Apple this week announced the new 9.7-inch iPad Pro, a $599 product that joins its 12.9-inch device in targeting professional users. During the event, Apple reiterated its ongoing argument that the iPad Pro isn’t just a good replacement for an old iPad but that it’s also a suitable replacement for a personal computer (from here forward, I’ll consider a PC to be any device running Windows, Mac OS, or Linux). I’ve been watching this space since the beginning and I don’t think it is terribly valuable to revisit the whole ‘consumption versus creation’ debate about tablets. Obviously, plenty of people use them to get work done and Apple, in particular, has added features to the iPad like the ability to run two apps side by side that make this easier than ever before. But one challenge to Apple’s view of the future is the app story. Unfortunately, Apple’s iPad still has a professional app problem.

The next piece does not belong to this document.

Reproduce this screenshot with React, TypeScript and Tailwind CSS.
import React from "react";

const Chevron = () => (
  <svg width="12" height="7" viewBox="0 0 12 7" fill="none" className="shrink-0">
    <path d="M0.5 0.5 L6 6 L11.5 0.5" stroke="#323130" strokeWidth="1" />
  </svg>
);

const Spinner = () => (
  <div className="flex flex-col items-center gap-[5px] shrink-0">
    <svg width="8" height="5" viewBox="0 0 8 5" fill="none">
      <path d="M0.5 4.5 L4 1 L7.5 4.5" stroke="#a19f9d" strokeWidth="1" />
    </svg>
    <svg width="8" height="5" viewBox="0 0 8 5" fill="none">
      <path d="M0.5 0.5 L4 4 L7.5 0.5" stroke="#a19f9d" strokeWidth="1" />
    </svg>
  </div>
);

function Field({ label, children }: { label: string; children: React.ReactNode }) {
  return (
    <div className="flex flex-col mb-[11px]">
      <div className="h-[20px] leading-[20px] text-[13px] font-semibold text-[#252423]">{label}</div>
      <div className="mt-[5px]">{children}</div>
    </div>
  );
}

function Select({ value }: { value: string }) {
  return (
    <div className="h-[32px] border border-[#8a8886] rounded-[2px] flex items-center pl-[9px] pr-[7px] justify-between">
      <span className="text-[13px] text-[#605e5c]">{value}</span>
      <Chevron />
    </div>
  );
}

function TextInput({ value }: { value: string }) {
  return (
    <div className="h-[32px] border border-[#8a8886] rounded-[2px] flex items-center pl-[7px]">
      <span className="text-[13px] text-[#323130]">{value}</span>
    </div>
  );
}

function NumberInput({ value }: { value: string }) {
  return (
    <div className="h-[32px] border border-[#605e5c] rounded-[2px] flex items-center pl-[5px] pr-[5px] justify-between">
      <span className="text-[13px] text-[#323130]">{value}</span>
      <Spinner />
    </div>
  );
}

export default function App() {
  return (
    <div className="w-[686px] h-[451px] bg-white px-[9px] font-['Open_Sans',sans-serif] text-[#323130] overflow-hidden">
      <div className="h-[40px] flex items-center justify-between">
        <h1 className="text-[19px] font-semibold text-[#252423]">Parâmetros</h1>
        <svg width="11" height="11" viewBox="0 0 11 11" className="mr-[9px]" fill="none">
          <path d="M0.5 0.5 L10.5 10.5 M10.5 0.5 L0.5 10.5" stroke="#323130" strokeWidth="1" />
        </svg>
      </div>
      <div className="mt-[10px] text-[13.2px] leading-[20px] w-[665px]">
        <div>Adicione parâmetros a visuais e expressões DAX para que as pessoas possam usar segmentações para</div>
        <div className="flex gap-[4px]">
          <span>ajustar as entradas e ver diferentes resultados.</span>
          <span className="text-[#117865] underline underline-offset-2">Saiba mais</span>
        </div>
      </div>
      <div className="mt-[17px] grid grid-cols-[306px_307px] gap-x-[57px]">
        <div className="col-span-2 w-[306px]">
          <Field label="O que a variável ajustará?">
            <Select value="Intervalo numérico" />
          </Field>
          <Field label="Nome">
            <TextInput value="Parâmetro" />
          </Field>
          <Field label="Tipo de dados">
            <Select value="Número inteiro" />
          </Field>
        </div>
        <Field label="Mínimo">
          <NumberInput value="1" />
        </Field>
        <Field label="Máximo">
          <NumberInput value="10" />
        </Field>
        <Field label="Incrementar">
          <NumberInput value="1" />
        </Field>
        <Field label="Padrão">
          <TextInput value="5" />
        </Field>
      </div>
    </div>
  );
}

Now, the knee-jerk reaction to this comment is to point to the stat, put forth during the event by Apple, that there are over 1 million apps available for the iPad today. The problem is the overwhelming majority of those apps are geared toward consumers and carry consumer-centric pricing designed to drive high volumes of downloads. Alas, these are not typically the apps professionals need to make the transition at work from a PC to an iPad.

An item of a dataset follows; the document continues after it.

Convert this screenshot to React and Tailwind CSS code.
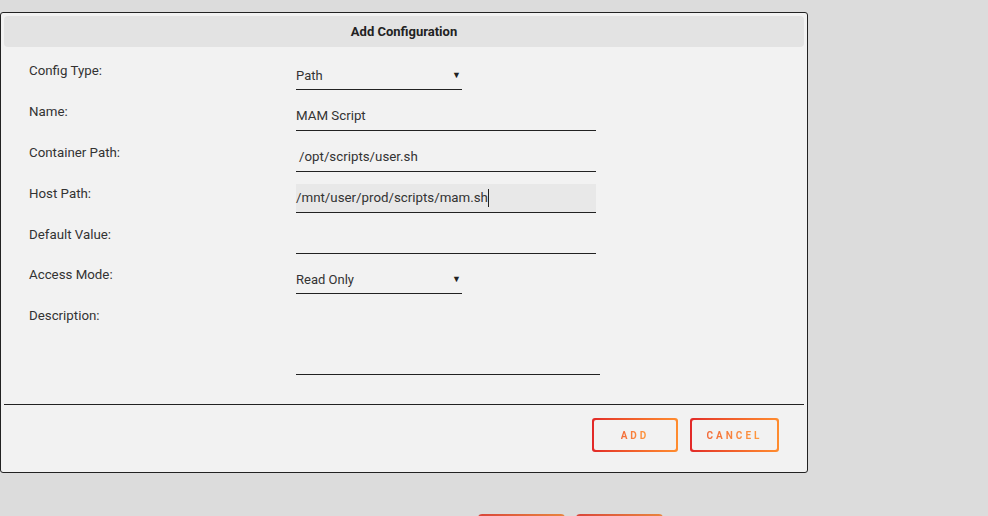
import React from "react";

const font = { fontFamily: "Roboto, 'Liberation Sans', sans-serif" };

const Row = ({ label, children, gap = "mb-[12px]" }) => (
  <div className={`flex items-start ${gap}`}>
    <div className="w-[267px] shrink-0 h-[20px] leading-[20px] text-[13.3px] text-[#333]">{label}</div>
    {children}
  </div>
);

const TextField = ({ value, active, indent }) => (
  <div
    className={`w-[300px] h-[29px] border-b border-[#222] flex items-center text-[13.3px] text-[#333] ${
      active ? "bg-[#e8e8e8]" : ""
    } ${indent ? "pl-[3px]" : ""}`}
  >
    <span>{value}</span>
    {active && <span className="inline-block w-px h-[18px] bg-[#222]" />}
  </div>
);

const SelectField = ({ value }) => (
  <div className="w-[166px] h-[29px] border-b border-[#222] flex items-center justify-between pt-px text-[13px] text-[#333]">
    <span>{value}</span>
    <span className="text-[9px] leading-none text-[#222] pr-[1px]">▼</span>
  </div>
);

const GradientButton = ({ label, width }) => (
  <div className={`${width} h-[34px] rounded-[3px] p-[2px] bg-gradient-to-r from-[#e22828] to-[#ff8c2f]`}>
    <div className="w-full h-full rounded-[2px] bg-[#f2f2f2] flex items-center justify-center">
      <span className="text-[10px] font-bold tracking-[3px] bg-gradient-to-r from-[#f26b3a] to-[#ff9a3c] bg-clip-text text-transparent">
        {label}
      </span>
    </div>
  </div>
);

export default function App() {
  return (
    <div className="w-[988px] h-[516px] overflow-hidden bg-[#dcdcdc]" style={font}>
      <div className="pt-[12px]">
        <div className="w-[808px] h-[461px] border border-[#222] rounded-[3px] bg-[#f2f2f2] p-[3px] flex flex-col">
          <div className="h-[31px] rounded-[4px] bg-[#e3e3e3] flex items-center justify-center text-[13px] font-bold text-[#222]">
            Add Configuration
          </div>
          <div className="pl-[25px] pt-[14px]">
            <Row label="Config Type:">
              <SelectField value="Path" />
            </Row>
            <Row label="Name:">
              <TextField value="MAM Script" />
            </Row>
            <Row label="Container Path:">
              <TextField value="/opt/scripts/user.sh" indent />
            </Row>
            <Row label="Host Path:">
              <TextField value="/mnt/user/prod/scripts/mam.sh" active />
            </Row>
            <Row label="Default Value:" gap="mb-[11px]">
              <TextField value="" />
            </Row>
            <Row label="Access Mode:">
              <SelectField value="Read Only" />
            </Row>
            <div className="flex items-start">
              <div className="w-[267px] shrink-0 h-[20px] leading-[20px] text-[13.3px] text-[#333]">Description:</div>
              <div className="w-[304px] h-[68px] mt-[1px] border-b border-[#222]" />
            </div>
          </div>
          <div className="mt-[29px] border-t border-[#222]" />
          <div className="flex justify-end gap-[12px] pr-[25px] pt-[13px]">
            <GradientButton label="ADD" width="w-[86px]" />
            <GradientButton label="CANCEL" width="w-[89px]" />
          </div>
        </div>
        <div className="flex gap-[11px] pl-[478px] mt-[41px]">
          <div className="w-[87px] h-[20px] rounded-[4px] bg-gradient-to-r from-[#d9453a] to-[#e8843e]" />
          <div className="w-[87px] h-[20px] rounded-[4px] bg-gradient-to-r from-[#d9453a] to-[#e8843e]" />
        </div>
      </div>
    </div>
  );
}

When we talk about business users, and especially users in small to medium-sized companies, there is an incredible breadth and depth in the types of software they are using on their PCs. Small software companies create, sell, and update much of that software, charging what it costs to support these activities. Unfortunately, these prices are often not sustainable inside the App store. The fact is, the current economics, as well as the discovery system within Apple’s App Store, are not favorable to developers that create more specialized business applications with higher selling prices but smaller target markets. And that’s before we discuss the challenges around the lack of free trials and fee-based updates. Apple can make a pretty compelling argument the iPad Pro has all the power a person needs to get work done but, if they don’t have the right apps, it’s a moot point.

Enterprise Mobility

As mobile has moved from hype to buzz to reality, there’s been a strong push by the enterprise to embrace it. The result has been a significant increase in the number of mobile apps commissioned and deployed by large companies. The success of these rollouts has been spotty at best, as evidenced by research by my IDC colleague John Jackson that shows an app launch failure rate of about 30% in US enterprise surveys from 2014 and 2015. Failure being, effectively, the launch of purpose-built enterprise app that didn’t gain traction with the enterprise users it targeted.

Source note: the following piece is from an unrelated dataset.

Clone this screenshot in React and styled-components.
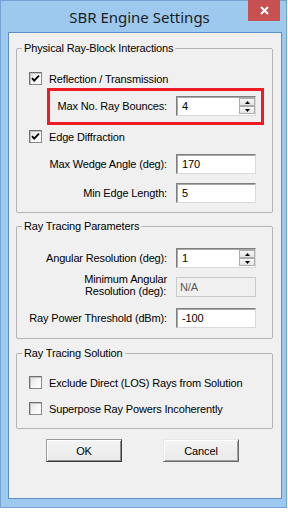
import React from 'react';
import styled, { createGlobalStyle } from 'styled-components';

const GlobalStyle = createGlobalStyle`
  html, body { margin: 0; padding: 0; background: #ffffff; }
  body { font-family: "Liberation Sans", Arial, sans-serif; }
  * { box-sizing: border-box; }
`;

const Window = styled.div`
  width: 287px;
  height: 508px;
  border: 1px solid #74a3d3;
  background: #9dc9ef;
  display: flex;
  flex-direction: column;
  padding: 0 4px 8px 7px;
`;

const TitleBar = styled.div`
  height: 31px;
  flex-shrink: 0;
  display: flex;
  align-items: flex-start;
`;

const Title = styled.div`
  flex: 1;
  text-align: center;
  padding-left: 23px;
  font-family: "Noto Sans", "Open Sans", sans-serif;
  font-size: 15px;
  line-height: 33px;
  color: #1c1c1c;
`;

const CloseButton = styled.div`
  width: 32px;
  height: 21px;
  margin-top: -1px;
  margin-right: 2px;
  background: #c75050;
  display: flex;
  align-items: center;
  justify-content: center;
`;

const Client = styled.div`
  flex: 1;
  border: 1px solid #5f8fc7;
  background: #f0f0f0;
  padding-top: 9px;
  display: flex;
  flex-direction: column;
  font-size: 11px;
  letter-spacing: -0.15px;
  color: #000;
`;

const Group = styled.fieldset`
  margin: ${(p) => p.$mt}px 8px 0 7px;
  padding: 0 0 ${(p) => p.$pb}px 0;
  border: 1px solid #b4b4b4;
  border-radius: 2px;
  min-width: 0;
  display: flex;
  flex-direction: column;
`;

const Legend = styled.legend`
  margin-left: 5px;
  padding: 0 2px;
  font-size: 11px;
  line-height: 13px;
  color: #000;
`;

const CheckRow = styled.div`
  margin-top: ${(p) => p.$mt}px;
  height: 17px;
  padding-left: 12px;
  display: flex;
  align-items: center;
  gap: 7px;
  white-space: nowrap;
`;

const Box = styled.span`
  width: 13px;
  height: 13px;
  flex-shrink: 0;
  border: 1px solid #8a8a8a;
  border-top-color: #6e6e6e;
  border-left-color: #6e6e6e;
  background: linear-gradient(135deg, #dcdcdc 0%, #f4f4f4 45%, #ffffff 100%);
  box-shadow: inset 1px 1px 0 #c4c4c4;
  display: flex;
  align-items: center;
  justify-content: center;
`;

const Highlight = styled.div`
  margin: ${(p) => p.$mt}px 0 0 30px;
  width: 217px;
  border: 3px solid #ed1c24;
  padding: 5px 4px 6px 0;
`;

const FieldRow = styled.div`
  margin-top: ${(p) => p.$mt || 0}px;
  display: grid;
  grid-template-columns: ${(p) => p.$labelWidth}px 80px;
  column-gap: 9px;
  align-items: ${(p) => p.$align || 'center'};
`;

const Label = styled.div`
  justify-self: end;
  text-align: ${(p) => (p.$center ? 'center' : 'right')};
  white-space: nowrap;
  line-height: ${(p) => (p.$center ? '12px' : '13px')};
`;

const InputBox = styled.div`
  height: 20px;
  display: flex;
  align-items: center;
  padding-left: ${(p) => (p.$disabled ? 3 : 5)}px;
  background: ${(p) => (p.$disabled ? '#f0f0f0' : '#ffffff')};
  color: ${(p) => (p.$disabled ? '#5a5a5a' : '#000')};
  border: 1px solid;
  border-color: ${(p) =>
    p.$disabled ? '#c9c9c9' : '#7f7f7f #d9d9d9 #d9d9d9 #7f7f7f'};
  box-shadow: ${(p) => (p.$disabled ? 'none' : 'inset 1px 1px 0 #a9a9a9')};
`;

const InputText = styled.span`
  flex: 1;
  line-height: 13px;
`;

const SpinColumn = styled.div`
  width: 16px;
  align-self: stretch;
  display: flex;
  flex-direction: column;
  margin: 1px 0;
`;

const SpinButton = styled.div`
  flex: 1;
  border: 1px solid #acacac;
  background: linear-gradient(#f7f7f7, #e4e4e4);
  display: flex;
  align-items: center;
  justify-content: center;
`;

const ButtonRow = styled.div`
  margin-top: 10px;
  padding-left: 37px;
  display: flex;
  gap: 41px;
`;

const DialogButton = styled.div`
  width: 76px;
  height: 23px;
  display: flex;
  align-items: center;
  justify-content: center;
  background: linear-gradient(#f4f4f4, #e9e9e9);
  border: 1px solid;
  border-color: ${(p) =>
    p.$default ? '#9a9a9a #3f3f3f #3f3f3f #9a9a9a' : '#e6e6e6 #6a6a6a #6a6a6a #e6e6e6'};
  box-shadow: ${(p) =>
    p.$default
      ? 'inset 1px 1px 0 #ffffff, inset -1px -1px 0 #8a8a8a'
      : 'inset 1px 1px 0 #ffffff, inset -1px -1px 0 #a0a0a0'};
  font-size: 11px;
`;

function CheckIcon() {
  return (
    <svg width="9" height="9" viewBox="0 0 9 9">
      <polyline points="1,4.2 3.2,6.6 8,1.6" fill="none" stroke="#000" strokeWidth="1.8" />
    </svg>
  );
}

function Checkbox({ checked, label, mt }) {
  return (
    <CheckRow $mt={mt}>
      <Box>{checked && <CheckIcon />}</Box>
      <span>{label}</span>
    </CheckRow>
  );
}

function Arrow({ up }) {
  return (
    <svg width="5" height="3" viewBox="0 0 5 3">
      <polygon points={up ? '2.5,0 5,3 0,3' : '0,0 5,0 2.5,3'} fill="#000" />
    </svg>
  );
}

function Spinner({ value }) {
  return (
    <InputBox>
      <InputText>{value}</InputText>
      <SpinColumn>
        <SpinButton><Arrow up /></SpinButton>
        <SpinButton><Arrow /></SpinButton>
      </SpinColumn>
    </InputBox>
  );
}

function TextField({ value, disabled }) {
  return (
    <InputBox $disabled={disabled}>
      <InputText>{value}</InputText>
    </InputBox>
  );
}

export default function App() {
  return (
    <>
      <GlobalStyle />
      <Window>
        <TitleBar>
          <Title>SBR Engine Settings</Title>
          <CloseButton>
            <svg width="9" height="9" viewBox="0 0 9 9">
              <path d="M1 1 L8 8 M8 1 L1 8" stroke="#fff" strokeWidth="2" />
            </svg>
          </CloseButton>
        </TitleBar>
        <Client>
          <Group $mt={0} $pb={9}>
            <Legend>Physical Ray-Block Interactions</Legend>
            <Checkbox checked label="Reflection / Transmission" mt={15} />
            <Highlight $mt={1}>
              <FieldRow $labelWidth={117}>
                <Label>Max No. Ray Bounces:</Label>
                <Spinner value="4" />
              </FieldRow>
            </Highlight>
            <Checkbox checked label="Edge Diffraction" mt={3} />
            <FieldRow $labelWidth={150} $mt={9}>
              <Label>Max Wedge Angle (deg):</Label>
              <TextField value="170" />
            </FieldRow>
            <FieldRow $labelWidth={150} $mt={9}>
              <Label>Min Edge Length:</Label>
              <TextField value="5" />
            </FieldRow>
          </Group>

          <Group $mt={7} $pb={10}>
            <Legend>Ray Tracing Parameters</Legend>
            <FieldRow $labelWidth={150} $mt={15}>
              <Label>Angular Resolution (deg):</Label>
              <Spinner value="1" />
            </FieldRow>
            <FieldRow $labelWidth={150} $mt={5} $align="end">
              <Label $center>
                Minimum Angular
                <br />
                Resolution (deg):
              </Label>
              <TextField value="N/A" disabled />
            </FieldRow>
            <FieldRow $labelWidth={150} $mt={11}>
              <Label>Ray Power Threshold (dBm):</Label>
              <TextField value="-100" />
            </FieldRow>
          </Group>

          <Group $mt={8} $pb={11}>
            <Legend>Ray Tracing Solution</Legend>
            <Checkbox label="Exclude Direct (LOS) Rays from Solution" mt={14} />
            <Checkbox label="Superpose Ray Powers Incoherently" mt={9} />
          </Group>

          <ButtonRow>
            <DialogButton $default>OK</DialogButton>
            <DialogButton>Cancel</DialogButton>
          </ButtonRow>
        </Client>
      </Window>
    </>
  );
}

I bring this up to show the depth of the problem: These are apps specifically created and delivered to a captive user base that still failed. You can see why small app developers, faced with deciding whether to attempt to create a new, necessarily low-priced iPad app for professionals or just to continue to support an existing app for the PC would more often choose the latter.

MS & Adobe

During its September 2015 launch event for the 12.9-inch iPad Pro, Apple brought out Microsoft to talk about Office for iPad. Today, those placing an order for a new iPad Pro can even have Apple pre-install Microsoft’s Office 365 on their new hardware. I happen to think Office on iOS is quite good. But its existence is driven by Microsoft’s realization that, for Office to stay on top, it needs to be on all platforms, not just Windows. Microsoft has deep pockets that let it subsidize the cost of creating apps for iOS and not worry about near-term profits (although I suspect its Office 365 subscriptions on iPad already clear that bar). I’d say the same about products from other large companies such as Adobe, which demonstrated its Creative Cloud at the same Apple event. Of course, there are exceptions among smaller companies, too, such as the Omni Group, which has a growing list of successful professional iOS apps. Finally, the partnership between IBM and Apple continues to drive a great deal of conversation around enterprise apps, but it doesn’t appear to be driving the creation of much in the way of general purpose business apps.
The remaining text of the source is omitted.